A household budget consists of two elements, one of which is income for the household, and another one is the total amount of expenses. Based on suppositions regarding changes in the income and expenses associated with oil prices, one can predict the household budget. Considering that oil prices do not impact wages (at least in the short run), it is possible to assume that the amount of fixed (utilities, housing payment) and variable (food and clothes) expenses will rise.
Though the US can increasingly rely on oil pumped at home, consequences of tremendous oil prices volatility are going to influence household budgets mostly in an ambiguous manner. The rise in the price of crude oil will act as a regressive tax on middle-income and low-income people who will have to adjust their shopping lists accordingly (Saari, Dietzenbacher, & Los, 2016). The most obvious implication is an increase in housing payment, utilities, and transportation expenses.
In terms of increased inflation stimulated by an increase in oil prices, the prices of goods made and transported with the use of petroleum products will rise correspondingly. In other words, high oil prices will shift up the supply curve for those products for which oil is an input.
Though not directly, oil prices can also affect manufacturing, which will lead to an increased cost of different household appliances and services. This will happen if producers decide to transfer the financial responsibility of manufacturing to the customers. In terms of supply and demand, in case of high oil prices, the supply of products and services which are extremely dependent on oil will decrease (Krupnick et al., 2017). In turn, the demand for costly services and products will decrease as their affordability will decrease for middle-income and low-income people.
It should be mentioned that while crude oil is an indispensable part of every household as a commodity, any price swings in oil price will have a direct impact on the household budget. Apart from commodities, the cost of the loan, insurance, and home ownership will also increase. That is why one may note that the largest impact of oil prices fluctuations is on low-income households as they have little discretion in their budgets.
Accordingly, the impact of the fall in the price of oil products on microeconomics is mostly positive. This is because such a decline is usually associated with transport and business costs reduction. If transport is expensive, people tend to use it less frequently, which is especially the case for those living in the suburbs. As a result, people do not go to cities (for example, on weekends) and spend less both on transport and clothes or entertainment. It is a fact that lower oil prices reduce the household budget because of the reduced cost of living (Pettinger, 2017). That is why consumers have more discretionary income, which means that they have much money to spend. In other words, the effect of the fall in the price of oil products on the household budget is fairly similar to the effect of a free tax cut.

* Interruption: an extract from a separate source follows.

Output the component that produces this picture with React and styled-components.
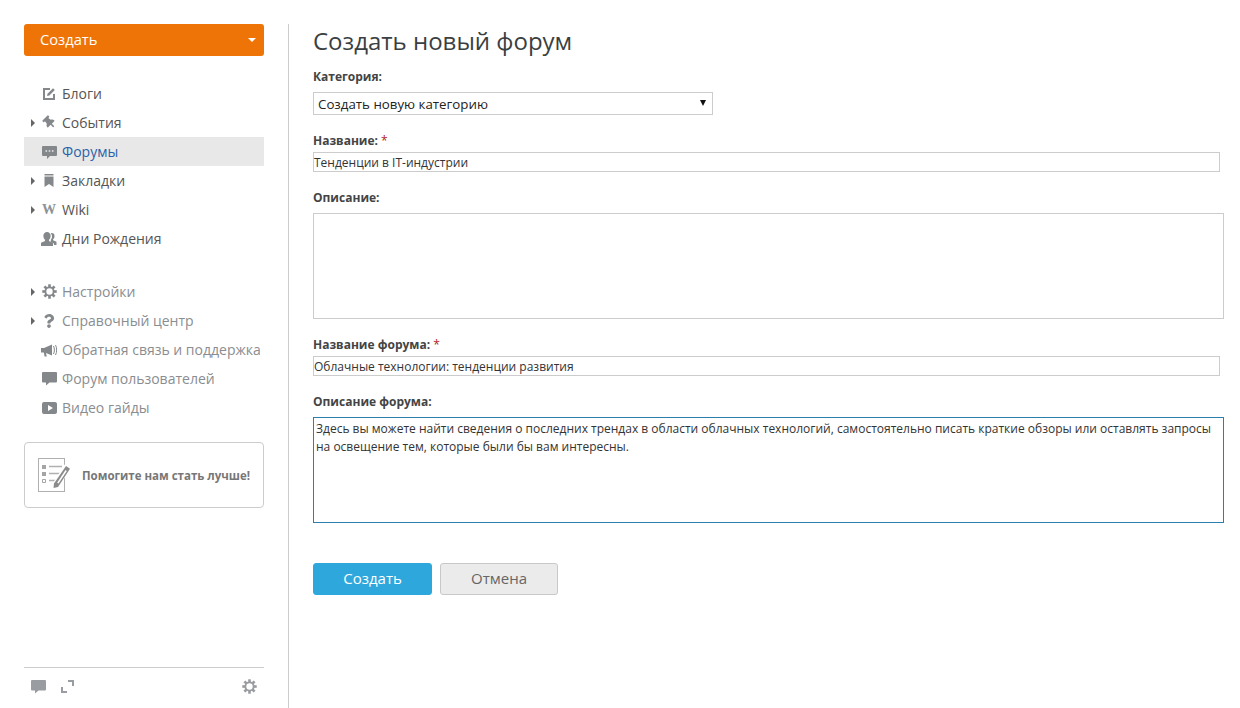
import React from 'react';
import styled, { createGlobalStyle } from 'styled-components';
import { FaQuestion, FaThumbtack } from 'react-icons/fa';

const GlobalStyle = createGlobalStyle`
  html, body {
    margin: 0;
    padding: 0;
    background: #fff;
    font-family: "Open Sans", "Noto Sans", sans-serif;
    overflow: hidden;
  }
`;

const Shell = styled.div`
  display: flex;
  box-sizing: border-box;
  height: 708px;
  padding: 24px 0 0 24px;
`;

const Sidebar = styled.aside`
  width: 240px;
  flex-shrink: 0;
  display: flex;
  flex-direction: column;
`;

const CreateMenu = styled.button`
  height: 32px;
  display: flex;
  align-items: center;
  justify-content: space-between;
  padding: 0 8px 2px 16px;
  border: 0;
  border-radius: 3px;
  background: #ef7407;
  color: #fff;
  font: 14.7px "Open Sans", sans-serif;
`;

const CaretDown = styled.span`
  width: 0;
  height: 0;
  margin-top: 2px;
  border-left: 4px solid transparent;
  border-right: 4px solid transparent;
  border-top: 4px solid #fff;
`;

const Nav = styled.nav`
  margin-top: ${(p) => p.$top}px;
`;

const NavItem = styled.a`
  display: flex;
  align-items: center;
  height: 29px;
  padding-left: 7px;
  font-size: 14px;
  white-space: nowrap;
  color: ${(p) => (p.$active ? '#2a62a8' : p.$muted ? '#8a8d90' : '#555')};
  background: ${(p) => (p.$active ? '#e8e8e8' : 'transparent')};
`;

const CaretSlot = styled.span`
  width: 10px;
  height: 8px;
  flex-shrink: 0;
  display: flex;
  align-items: center;

  &[data-open='true']::before {
    content: '';
    border-top: 4px solid transparent;
    border-bottom: 4px solid transparent;
    border-left: 4px solid #666;
  }
`;

const IconSlot = styled.span`
  width: 16px;
  height: 16px;
  margin-right: 5px;
  flex-shrink: 0;
  display: flex;
  align-items: center;
  justify-content: center;
  color: #85888b;

  svg {
    display: block;
  }
`;

const TiltedPin = styled(FaThumbtack)`
  transform: rotate(-45deg);
`;

const WikiGlyph = styled.span`
  font: 700 14px "Liberation Serif", serif;
  line-height: 16px;
  color: #8f9295;
`;

const FeedbackCard = styled.div`
  margin-top: 20px;
  height: 66px;
  box-sizing: border-box;
  display: flex;
  align-items: center;
  gap: 11px;
  padding-left: 13px;
  border: 1px solid #ccc;
  border-radius: 4px;
  color: #777;
  font-size: 11.5px;
  font-weight: 700;
  white-space: nowrap;
`;

const SidebarFooter = styled.div`
  margin-top: auto;
  height: 41px;
  box-sizing: border-box;
  border-top: 1px solid #ccc;
  display: flex;
  align-items: center;
  padding: 0 7px 3px;
  gap: 15px;
  color: #999ca0;
`;

const FooterGear = styled.span`
  margin-left: auto;
  display: flex;
`;

const Main = styled.main`
  flex: 1;
  margin-left: 24px;
  padding-left: 24px;
  border-left: 1px solid #ccc;
`;

const Title = styled.h1`
  margin: 0 0 10px;
  font-size: 24px;
  line-height: 34px;
  font-weight: 400;
  color: #3b3f42;
`;

const Form = styled.form`
  display: flex;
  flex-direction: column;
  gap: 17px;
`;

const Field = styled.div`
  display: flex;
  flex-direction: column;
  align-items: flex-start;
`;

const Label = styled.label`
  height: 16px;
  font-size: 12px;
  line-height: 18px;
  font-weight: 700;
  color: #444;
`;

const Required = styled.span`
  font-weight: 400;
  color: #b22222;
`;

const SelectWrap = styled.div`
  position: relative;
  margin-top: 8px;
  width: 400px;
  height: 23px;

  &::after {
    content: '';
    position: absolute;
    top: 8px;
    right: 7px;
    border-left: 3.5px solid transparent;
    border-right: 3.5px solid transparent;
    border-top: 6px solid #111;
    pointer-events: none;
  }
`;

const Select = styled.select`
  display: block;
  appearance: none;
  width: 100%;
  height: 100%;
  box-sizing: border-box;
  padding: 0 0 0 4px;
  border: 1px solid #ccc;
  border-radius: 0;
  background: #fff;
  color: #222;
  font: 13.3px "Open Sans", sans-serif;
`;

const TextInput = styled.input`
  margin-top: 4px;
  width: 907px;
  height: 20px;
  box-sizing: border-box;
  padding: 0;
  border: 1px solid #ccc;
  outline: 0;
  color: #333;
  font: 12px "Open Sans", sans-serif;
`;

const TextArea = styled.textarea`
  display: block;
  margin-top: 8px;
  width: 911px;
  height: 106px;
  box-sizing: border-box;
  padding: 2px;
  border: 1px solid ${(p) => (p.$focused ? '#2a7fae' : '#ccc')};
  outline: 0;
  resize: none;
  color: #333;
  font: 12px/18px "Open Sans", sans-serif;
`;

const Actions = styled.div`
  margin-top: 40px;
  display: flex;
  gap: 8px;
`;

const Button = styled.button`
  width: ${(p) => (p.$primary ? 119 : 118)}px;
  height: 32px;
  box-sizing: border-box;
  border: 1px solid ${(p) => (p.$primary ? '#2ea8dc' : '#c8c8c8')};
  border-radius: 3px;
  padding: 0 0 2px;
  background: ${(p) => (p.$primary ? '#2ea8dc' : '#ebebeb')};
  color: ${(p) => (p.$primary ? '#fff' : '#666')};
  font: 15px "Open Sans", sans-serif;
`;

const EditIcon = () => (
  <svg width="13" height="13" viewBox="0 0 13 13">
    <path fill="none" stroke="currentColor" strokeWidth="2" d="M11 7v5H1V2h6" />
    <path fill="currentColor" d="M4.500 6.800 10 1.300l1.800 1.800-5.500 5.500-2.200.4z" />
  </svg>
);

const ForumIcon = () => (
  <svg width="15" height="14" viewBox="0 0 15 14">
    <path fill="currentColor" fillRule="evenodd" d="M1 1h13a1 1 0 0 1 1 1v8a1 1 0 0 1-1 1H8l-3 3v-3H1a1 1 0 0 1-1-1V2a1 1 0 0 1 1-1zM3.500 5.200v1.600h1.600V5.200zm3.200 0v1.600h1.600V5.200zm3.200 0v1.600h1.600V5.200z" />
  </svg>
);

const BookmarkIcon = () => (
  <svg width="10" height="13" viewBox="0 0 10 13">
    <path fill="currentColor" d="M.5 0h9v1.500h-9zM.5 2.500h9V13L5 10l-4.500 3z" />
  </svg>
);

const PeopleIcon = () => (
  <svg width="16" height="14" viewBox="0 0 16 14">
    <path fill="currentColor" d="M10.500 1a3 3 0 0 1 3 3.200c0 1.300-.6 2.500-1.400 3.100v1l3.400 1.500V13H13v-1.500L9.800 9.900V7.700c.8-.8 1.200-2 1.200-3.400 0-1.200-.5-2.300-1.300-3.100.3-.1.500-.2.800-.2z" />
    <path fill="currentColor" d="M6 0a3.600 3.600 0 0 1 3.600 3.900c0 1.500-.6 3-1.600 3.800v1.300l4 1.800V14H0v-3.200L4 9V7.700C3 6.900 2.400 5.400 2.400 3.900A3.600 3.600 0 0 1 6 0z" />
  </svg>
);

const GearIcon = ({ size = 15 }) => (
  <svg width={size} height={size} viewBox="0 0 16 16">
    <circle cx="8" cy="8" r="4.400" fill="none" stroke="currentColor" strokeWidth="2" />
    {[0, 45, 90, 135, 180, 225, 270, 315].map((angle) => (
      <rect key={angle} x="6.600" y="0.300" width="2.800" height="3.200" fill="currentColor" transform={`rotate(${angle} 8 8)`} />
    ))}
  </svg>
);

const HornIcon = () => (
  <svg width="16" height="14" viewBox="0 0 16 14">
    <path fill="currentColor" d="M0 5h3l8-3.500v11L5 10l.8 3.500H3.600L2.800 9.500H0z" />
    <path fill="none" stroke="currentColor" strokeWidth="1" d="M12.500 3c1.200 2.500 1.200 5.500 0 8M14.500 2c1.600 3 1.600 7 0 10" />
  </svg>
);

const BubbleIcon = ({ size = 15 }) => (
  <svg width={size} height={size} viewBox="0 0 15 15">
    <path fill="currentColor" d="M1 1h13a1 1 0 0 1 1 1v8.500a1 1 0 0 1-1 1H7.500L4 14.500v-3H1a1 1 0 0 1-1-1V2a1 1 0 0 1 1-1z" />
  </svg>
);

const VideoIcon = () => (
  <svg width="15" height="12" viewBox="0 0 15 12">
    <path fill="currentColor" fillRule="evenodd" d="M2 0h11a2 2 0 0 1 2 2v8a2 2 0 0 1-2 2H2a2 2 0 0 1-2-2V2a2 2 0 0 1 2-2zm4 3v6l5-3z" />
  </svg>
);

const ExpandIcon = () => (
  <svg width="13" height="13" viewBox="0 0 13 13">
    <path fill="none" stroke="currentColor" strokeWidth="2" d="M7 1h5v5M1 7v5h5" />
  </svg>
);

const FormIcon = () => (
  <svg width="33" height="34" viewBox="0 0 33 34">
    <rect x="0.500" y="0.500" width="26" height="33" fill="#fff" stroke="#b0b0b0" />
    <path fill="#a5a5a5" d="M4 7h4v4H4zM4 14h4v4H4z" />
    <path fill="none" stroke="#a5a5a5" d="M4.500 21.500h3v3h-3z" />
    <path stroke="#b0b0b0" strokeWidth="1.500" d="M11 8.500h13M11 15.500h12M11 22.500h7" />
    <path fill="#fff" d="M27 6l6 4-13 20-6 1 1-6z" />
    <path fill="#8b8b8b" d="M28 8l4 2.700L20 29l-4.500 1 .5-4.500z" />
    <path fill="#fff" d="M27.500 12l1.300.9-8.300 12.700-1.300-.9z" />
  </svg>
);

const primaryLinks = [
  { label: 'Блоги', icon: <EditIcon /> },
  { label: 'События', icon: <TiltedPin size={13} />, expandable: true },
  { label: 'Форумы', icon: <ForumIcon />, active: true },
  { label: 'Закладки', icon: <BookmarkIcon />, expandable: true },
  { label: 'Wiki', icon: <WikiGlyph>W</WikiGlyph>, expandable: true },
  { label: 'Дни Рождения', icon: <PeopleIcon /> },
];

const secondaryLinks = [
  { label: 'Настройки', icon: <GearIcon size={15} />, expandable: true },
  { label: 'Справочный центр', icon: <FaQuestion size={14} />, expandable: true },
  { label: 'Обратная связь и поддержка', icon: <HornIcon /> },
  { label: 'Форум пользователей', icon: <BubbleIcon /> },
  { label: 'Видео гайды', icon: <VideoIcon /> },
];

const NavLinks = ({ links, top, muted }) => (
  <Nav $top={top}>
    {links.map((link) => (
      <NavItem key={link.label} $active={link.active} $muted={muted}>
        <CaretSlot data-open={!!link.expandable} />
        <IconSlot>{link.icon}</IconSlot>
        {link.label}
      </NavItem>
    ))}
  </Nav>
);

const noop = () => {};

const App = () => (
  <>
    <GlobalStyle />
    <Shell>
      <Sidebar>
        <CreateMenu type="button">
          Создать
          <CaretDown />
        </CreateMenu>
        <NavLinks links={primaryLinks} top={23} />
        <NavLinks links={secondaryLinks} top={24} muted />
        <FeedbackCard>
          <FormIcon />
          Помогите нам стать лучше!
        </FeedbackCard>
        <SidebarFooter>
          <BubbleIcon size={15} />
          <ExpandIcon />
          <FooterGear>
            <GearIcon size={15} />
          </FooterGear>
        </SidebarFooter>
      </Sidebar>
      <Main>
        <Title>Создать новый форум</Title>
        <Form>
          <Field>
            <Label>Категория:</Label>
            <SelectWrap>
              <Select value="new" onChange={noop}>
                <option value="new">Создать новую категорию</option>
              </Select>
            </SelectWrap>
          </Field>
          <Field>
            <Label>
              Название: <Required>*</Required>
            </Label>
            <TextInput value="Тенденции в IT-индустрии" onChange={noop} />
          </Field>
          <Field>
            <Label>Описание:</Label>
            <TextArea value="" onChange={noop} />
          </Field>
          <Field>
            <Label>
              Название форума: <Required>*</Required>
            </Label>
            <TextInput value="Облачные технологии: тенденции развития" onChange={noop} />
          </Field>
          <Field>
            <Label>Описание форума:</Label>
            <TextArea
              $focused
              onChange={noop}
              value="Здесь вы можете найти сведения о последних трендах в области облачных технологий, самостоятельно писать краткие обзоры или оставлять запросы на освещение тем, которые были бы вам интересны."
            />
          </Field>
        </Form>
        <Actions>
          <Button type="button" $primary>Создать</Button>
          <Button type="button">Отмена</Button>
        </Actions>
      </Main>
    </Shell>
  </>
);

export default App;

In summary, depending on the price of oil products, oil market can affect the household budget in both a positive or negative way. If the price of oil products is high, fixed and variables expenses of a household will increase due to increased costs of transportation services, utilities, goods, and other services. If the price of oil products decreases, people will have more money to spend due to a decrease in the above-mentioned costs.
Kilian, L., & Vigfusson, R. J. (2014). The role of oil price shocks in causing U.S. recessions. Web.
Krupnick, A., Morgenstern, R., Balke, N., Brown, S. P. A., Herrera, A. M., & Mohan, S. (2017). Oil supply shocks, US gross domestic product, and the oil security premium. Web.
Pettinger, T. (2017). Impact of falling oil prices. Web.
Saari, M. Y., Dietzenbacher, E., & Los, B. (2016). The impacts of petroleum price fluctuations on income distribution across ethnic groups in Malaysia. Ecological Economics, 130(10), 25-36. Web.
U.S. Department of Energy. (2018). U.S. becomes world’s largest crude oil producer and Department of Energy authorizes short term natural gas exports. Web.
U.S. Energy Information Administration. (2019). Spot prices for crude oil and petroleum products. Web.